Dia mengungkapkan, idealnya secara aturan 30 persen wilayah DAS harus tutupan hutan. Karena itu, pemerintah dituntut patuh pada aturan soal 30 persen tutupan pada aliran DAS. Sebab, pembangunan infrastruktur terutama perumahan pada wilayah DAS dampaknya berbeda dengan non wilayah DAS sehingga harus lebih ketat. “Banjir ini kan bagian dari extream weather atau disebut bencana hidrometeorologi. Jadi pemerintah harus segera melaksana komitmen menurunkan emisinya,” tegasnya.

Kepala Badan Meteorologi, Klimatologi, dan Geofisika (BMKG), Dwikorita Karnawati mengakui, pihaknya sudah memprediksi peningkatan potensi bencana hidrometeorologi di tahun 2025. Salah satu faktor yang juga meningkatkan potensi bencana hidrometeorologi adalah penyimpangan suhu muka laut di Samudra Pasifik, Samudra Hindia, dan perairan lokal Indonesia.

Menurut dia, penyimpangan suhu berhubungan erat dengan fenomena La Nina yang menyebabkan peningkatan curah hujan di Indonesia. Kondisi La Nina yang lemah di akhir tahun 2024 berlanjut hingga awal 2025. “Menyebabkan suhu perairan Indonesia lebih hangat dari rata-rata, yang pada gilirannya meningkatkan pembentukan awan hujan,” imbuhnya.

La Nina sendiri merupakan kejadian anomali iklim global yang ditandai dengan keadaan suhu permukaan laut atau sea surface temperature di Samudra Pasifik tropis bagian tengah dan timur yang lebih dingin dibandingkan suhu normalnya. “BMKG sebelumnya memperkirakan bahwa La Nina lemah hanya akan bertahan hingga kuartal pertama 2025. Umumnya dimulai November, dan diperkirakan akan berlanjut hingga Januari, Februari, Maret,” terang Dwikorita.

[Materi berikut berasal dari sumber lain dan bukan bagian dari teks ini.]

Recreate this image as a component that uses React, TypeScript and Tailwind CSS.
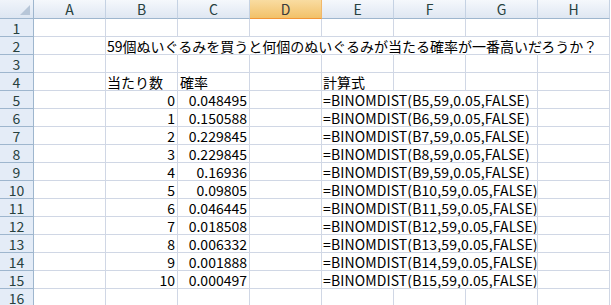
import React from "react";

const cols = ["A", "B", "C", "D", "E", "F", "G", "H"];

type Row = { b?: string; c?: string; e?: string; bLeft?: boolean; cLeft?: boolean; wide?: string };

const probs = ["0.048495", "0.150588", "0.229845", "0.229845", "0.16936", "0.09805", "0.046445", "0.018508", "0.006332", "0.001888", "0.000497"];

const rows: Row[] = [
  {},
  { wide: "59個ぬいぐるみを買うと何個のぬいぐるみが当たる確率が一番高いだろうか？" },
  {},
  { b: "当たり数", c: "確率", e: "計算式", bLeft: true, cLeft: true },
  ...probs.map((p, i) => ({ b: String(i), c: p, e: `=BINOMDIST(B${i + 5},59,0.05,FALSE)` })),
  {},
];

const font = { fontFamily: '"MS PGothic","Noto Sans CJK JP",sans-serif' };

export default function App() {
  return (
    <div className="w-[611px] h-[305px] overflow-hidden bg-white text-black" style={font}>
      <div className="flex h-[19px]">
        <div className="relative w-[34px] h-[19px] shrink-0 border-r border-b border-[#9eb6ce] bg-gradient-to-b from-[#f0f4fa] to-[#dde6f2]">
          <div className="absolute right-[3px] bottom-[3px] w-0 h-0 border-l-[10px] border-l-transparent border-b-[10px] border-b-[#b7c6d8]" />
        </div>
        {cols.map((c) => (
          <div
            key={c}
            className={
              c === "D"
                ? "w-[72px] h-[19px] shrink-0 flex items-center justify-center border-r border-b border-r-[#f1b86a] border-b-[#f29536] bg-gradient-to-b from-[#f9dca1] to-[#f2c168] text-[14px] leading-none text-[#3a3a3a]"
                : "w-[72px] h-[19px] shrink-0 flex items-center justify-center border-r border-b border-r-[#c5d2e3] border-b-[#9eb6ce] bg-gradient-to-b from-[#f5f8fc] to-[#dfe7f2] text-[14px] leading-none text-[#27413e]"
            }
          >
            {c}
          </div>
        ))}
      </div>
      {rows.map((r, i) => (
        <div key={i} className="flex h-[18px]">
          <div className="w-[34px] h-[18px] shrink-0 flex items-center justify-center border-r border-b border-[#9eb6ce] bg-[#e4ecf7] text-[14px] leading-none text-[#27413e]">
            {i + 1}
          </div>
          {cols.map((c) => {
            let content: React.ReactNode = null;
            let align = "justify-end pr-[2px]";
            if (c === "B" && r.wide) {
              content = <span className="whitespace-nowrap">{r.wide}</span>;
              align = "justify-start pl-[1px]";
            } else if (c === "B" && r.b) {
              content = r.b;
              if (r.bLeft) align = "justify-start pl-[1px]";
            } else if (c === "C" && r.c) {
              content = r.c;
              if (r.cLeft) align = "justify-start pl-[2px]";
            } else if (c === "E" && r.e) {
              content = <span className={r.e.startsWith("=") ? "whitespace-nowrap tracking-[0.12px]" : "whitespace-nowrap"}>{r.e}</span>;
              align = "justify-start pl-[1px]";
            }
            const noRight = (r.wide && ["B", "C", "D", "E", "F", "G"].includes(c)) || (r.e && r.e.startsWith("=") && ["E", "F"].includes(c));
            return (
              <div
                key={c}
                className={`relative w-[72px] h-[18px] shrink-0 flex items-center ${align} border-b border-[#d0d7e5] ${noRight ? "border-r border-r-transparent" : "border-r"} text-[14px] leading-none overflow-visible z-10`}
              >
                {content}
              </div>
            );
          })}
        </div>
      ))}
    </div>
  );
}
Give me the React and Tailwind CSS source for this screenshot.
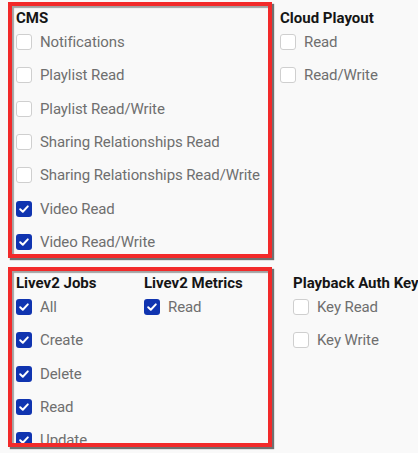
import React from 'react'

const CMS = [
  { label: 'Notifications', on: false },
  { label: 'Playlist Read', on: false },
  { label: 'Playlist Read/Write', on: false },
  { label: 'Sharing Relationships Read', on: false },
  { label: 'Sharing Relationships Read/Write', on: false },
  { label: 'Video Read', on: true },
  { label: 'Video Read/Write', on: true },
]

const CLOUD = [
  { label: 'Read', on: false },
  { label: 'Read/Write', on: false },
]

const JOBS = [
  { label: 'All', on: true },
  { label: 'Create', on: true },
  { label: 'Delete', on: true },
  { label: 'Read', on: true },
  { label: 'Update', on: true },
]

const METRICS = [{ label: 'Read', on: true }]

const AUTH = [
  { label: 'Key Read', on: false },
  { label: 'Key Write', on: false },
]

function Box({ on }) {
  if (on) {
    return (
      <span className="w-4 h-4 shrink-0 rounded-[3px] bg-[#1034b0] flex items-center justify-center">
        <svg width="12" height="12" viewBox="0 0 12 12" fill="none">
          <path d="M2.2 6.3 L4.8 8.8 L9.8 3.4" stroke="#fff" strokeWidth="2" strokeLinecap="round" strokeLinejoin="round" />
        </svg>
      </span>
    )
  }
  return <span className="w-4 h-4 shrink-0 rounded-[3px] bg-white border border-[#cfcfcf]" />
}

function Group({ title, items, className = '' }) {
  return (
    <div className={className}>
      <div className="h-5 leading-5 text-[15px] font-bold text-[#151515] whitespace-nowrap">{title}</div>
      <div className="mt-1.5 flex flex-col gap-[17.33px]">
        {items.map(it => (
          <label key={it.label} className="h-4 flex items-center gap-2 whitespace-nowrap">
            <Box on={it.on} />
            <span className="text-[15px] leading-4 tracking-[-0.1px] text-[#6f6f6f]">{it.label}</span>
          </label>
        ))}
      </div>
    </div>
  )
}

export default function App() {
  return (
    <div className="min-h-screen bg-[#f9f9f9] pt-[2px] pl-2 overflow-hidden" style={{ fontFamily: 'Roboto, "Liberation Sans", sans-serif' }}>
      <div className="flex">
        <div className="w-[264px] h-[256px] shrink-0 border-4 border-[#f22a2a] shadow-[2px_2px_1px_rgba(0,0,0,0.55),inset_2px_2px_1px_rgba(0,0,0,0.35)] pt-[2px] pl-1 overflow-hidden">
          <Group title="CMS" items={CMS} />
        </div>
        <Group title="Cloud Playout" items={CLOUD} className="ml-2 pt-[6px]" />
      </div>

      <div className="flex mt-[9px]">
        <div className="w-[264px] h-[180px] shrink-0 border-4 border-[#f22a2a] shadow-[2px_2px_1px_rgba(0,0,0,0.55),inset_2px_2px_1px_rgba(0,0,0,0.35)] pt-[2px] pl-1 overflow-hidden flex">
          <Group title="Livev2 Jobs" items={JOBS} className="w-[128px] shrink-0" />
          <Group title="Livev2 Metrics" items={METRICS} />
        </div>
        <Group title="Playback Auth Key" items={AUTH} className="ml-[21px] pt-[6px]" />
      </div>
    </div>
  )
}
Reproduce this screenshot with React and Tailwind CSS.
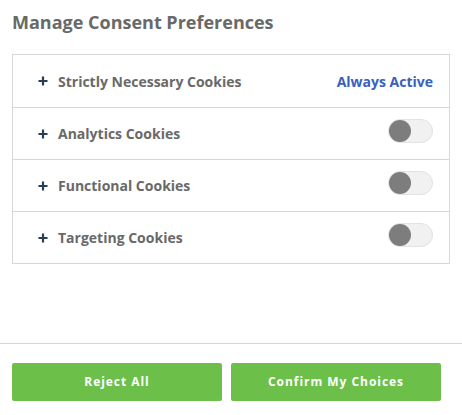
import { useState } from 'react'

const categories = [
  { id: 'necessary', name: 'Strictly Necessary Cookies', alwaysActive: true },
  { id: 'analytics', name: 'Analytics Cookies' },
  { id: 'functional', name: 'Functional Cookies' },
  { id: 'targeting', name: 'Targeting Cookies' },
]

function Toggle({ on, onChange }) {
  return (
    <button
      type="button"
      onClick={onChange}
      className={`relative w-[45px] h-[24px] rounded-full border border-[#e2e2e2] ${on ? 'bg-[#3860be]' : 'bg-[#f1f1f1]'}`}
    >
      <span
        className={`absolute top-[0px] w-[22px] h-[22px] rounded-full ${on ? 'left-[21px] bg-white' : 'left-[0px] bg-[#7d7d7d]'}`}
      />
    </button>
  )
}

export default function App() {
  const [enabled, setEnabled] = useState({})

  return (
    <div className="w-[462px] h-[415px] bg-white flex flex-col font-['Open_Sans',sans-serif]">
      <div className="px-3 pt-[9px]">
        <h2 className="text-[18px] leading-[26px] font-bold text-[#696969]">Manage Consent Preferences</h2>
      </div>

      <div className="mx-3 mt-[19px] w-[438px] border border-[#d8d8d8]">
        {categories.map((c, i) => (
          <div
            key={c.id}
            className={`h-[52px] flex items-center pl-[25px] pr-[16px] ${i > 0 ? 'border-t border-[#d8d8d8]' : ''}`}
          >
            <svg width="10" height="10" viewBox="0 0 10 10" className="mr-[10px]">
              <path d="M5 0.5v9M0.5 5h9" stroke="#263e56" strokeWidth="2.2" />
            </svg>
            <span className="text-[14px] font-bold text-[#696969]">{c.name}</span>
            <div className="ml-auto">
              {c.alwaysActive ? (
                <span className="text-[14px] font-bold text-[#3860be]">Always Active</span>
              ) : (
                <Toggle
                  on={!!enabled[c.id]}
                  onChange={() => setEnabled((s) => ({ ...s, [c.id]: !s[c.id] }))}
                />
              )}
            </div>
          </div>
        ))}
      </div>

      <div className="mt-auto border-t border-[#d8d8d8] flex gap-[9px] px-3 pt-[19px] pb-[14px]">
        <button
          type="button"
          className="w-[210px] h-[38px] rounded-[2px] bg-[#6cc04a] text-white text-[12px] font-bold tracking-[0.08em]"
        >
          Reject All
        </button>
        <button
          type="button"
          className="w-[210px] h-[38px] rounded-[2px] bg-[#6cc04a] text-white text-[12px] font-bold tracking-[0.08em]"
        >
          Confirm My Choices
        </button>
      </div>
    </div>
  )
}
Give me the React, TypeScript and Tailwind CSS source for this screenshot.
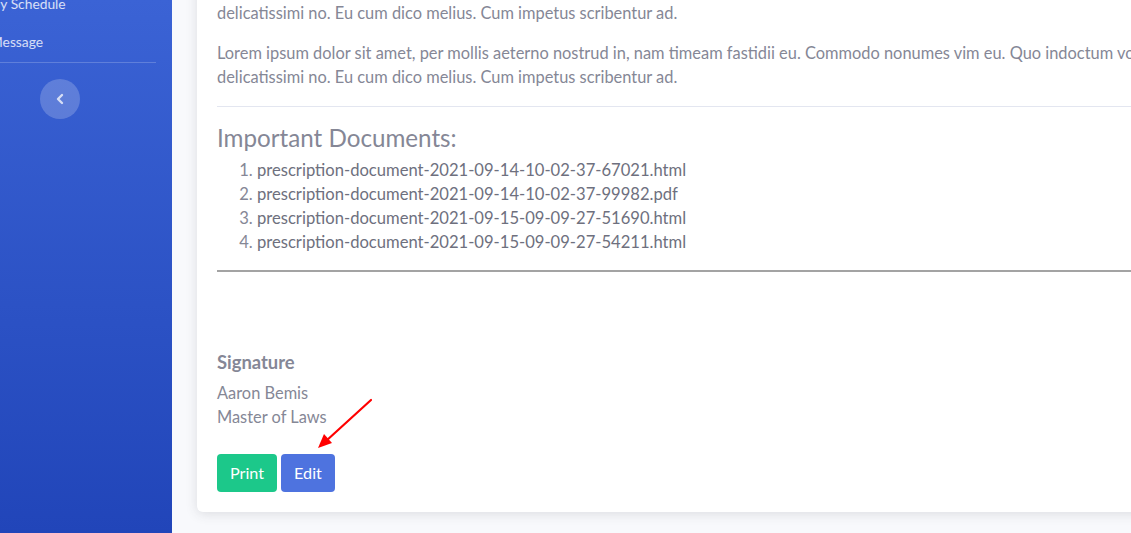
import React from "react";

export default function App() {
  const docs = [
    "prescription-document-2021-09-14-10-02-37-67021.html",
    "prescription-document-2021-09-14-10-02-37-99982.pdf",
    "prescription-document-2021-09-15-09-09-27-51690.html",
    "prescription-document-2021-09-15-09-09-27-54211.html",
  ];
  return (
    <div className="relative flex w-[1131px] h-[533px] overflow-hidden bg-[#f8f9fc] font-['Lato','Noto_Sans',sans-serif]">
      {/* Sidebar */}
      <div className="w-[172px] shrink-0 h-full bg-gradient-to-b from-[#3b63d5] to-[#2145b9] flex flex-col overflow-hidden">
        <div className="h-[24px] flex items-center mt-[-8px] ml-[-38px] whitespace-nowrap text-[13.8px] text-white/80">
          Weekly Schedule
        </div>
        <div className="h-[24px] mt-[14px] flex items-center ml-[-10px] whitespace-nowrap text-[13.8px] text-white/80">
          Message
        </div>
        <div className="mt-[8px] w-[156px] h-px bg-white/20" />
        <div className="flex justify-center w-[120px] mt-[16px]">
          <div className="w-[40px] h-[40px] rounded-full bg-white/20 flex items-center justify-center">
            <svg width="10" height="12" viewBox="0 0 10 12">
              <path d="M7 2 L3 6 L7 10" stroke="rgba(255,255,255,0.75)" strokeWidth="2.4" fill="none" strokeLinecap="round" strokeLinejoin="round" />
            </svg>
          </div>
        </div>
      </div>

      {/* Main */}
      <div className="flex-1 pl-[25px] overflow-hidden">
        <div className="w-[1200px] mt-[-38px] bg-white rounded-[6px] shadow-[0_2px_12px_rgba(58,59,69,0.15)] px-[20px] pt-[15px] pb-[20px] flex flex-col text-[#858796] text-[16.4px] leading-[24px]">
          <p className="whitespace-nowrap">
            Lorem ipsum dolor sit amet, per mollis aeterno nostrud in, nam timeam fastidii eu. Commodo nonumes vim eu. Quo indoctum voluptatibus ut, vix et
            <br />
            delicatissimi no. Eu cum dico melius. Cum impetus scribentur ad.
          </p>
          <p className="whitespace-nowrap mt-[16px]">
            Lorem ipsum dolor sit amet, per mollis aeterno nostrud in, nam timeam fastidii eu. Commodo nonumes vim eu. Quo indoctum voluptatibus ut, vix et
            <br />
            delicatissimi no. Eu cum dico melius. Cum impetus scribentur ad.
          </p>
          <div className="mt-[17px] h-px bg-[#e3e6f0]" />
          <h4 className="mt-[16px] text-[24.2px] leading-[29px] text-[#858796]">Important Documents:</h4>
          <ol className="mt-[6px] pl-[40px] list-decimal text-[#858796] text-[16.6px]">
            {docs.map((d) => (
              <li key={d}>
                <span className="text-[#6e707e]">{d}</span>
              </li>
            ))}
          </ol>
          <div className="mt-[16px] h-[2px] bg-[#a3a3a3]" />
          <div className="mt-[78px] text-[18.4px] leading-[24px] font-bold text-[#858796]">Signature</div>
          <div className="mt-[7px]">Aaron Bemis</div>
          <div>Master of Laws</div>
          <div className="mt-[25px] flex gap-[4px]">
            <button className="h-[38px] px-[13px] rounded-[4px] bg-[#1cc88a] text-white text-[16.2px]">Print</button>
            <button className="h-[38px] px-[13px] rounded-[4px] bg-[#4e73df] text-white text-[16.2px]">Edit</button>
          </div>
        </div>
      </div>

      {/* red arrow annotation */}
      <svg className="absolute left-[310px] top-[395px] pointer-events-none" width="70" height="60" viewBox="310 395 70 60">
        <line x1="371" y1="400" x2="326" y2="441" stroke="#ff0000" strokeWidth="2.2" strokeLinecap="round" />
        <path d="M318 448 L324 434 L332 443 Z" fill="#ff0000" />
      </svg>
    </div>
  );
}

Sementara itu, Kepala Badan Nasional Penanggulangan Bencana (BNPB), Suharyanto menjelaskan, dari data yang ada, pihaknya mencatat 614 bencana pada Januari hingga 10 Maret 2024, di mana mayoritas dari bencana tersebut adalah bencana hidrometeorologi basah. Terlebih, memasuki Bulan Maret-April 2025 ini, Indonesia mengalami cuaca ekstrem. “Karena itu diperlukan upaya dan langkah-langkah mitigasi kesiapsiagaan dalam menghadapi bencana hidrometeorologi, terutama bagi daerah yang rawan terjadinya bencana hidrometeorologi,” katanya.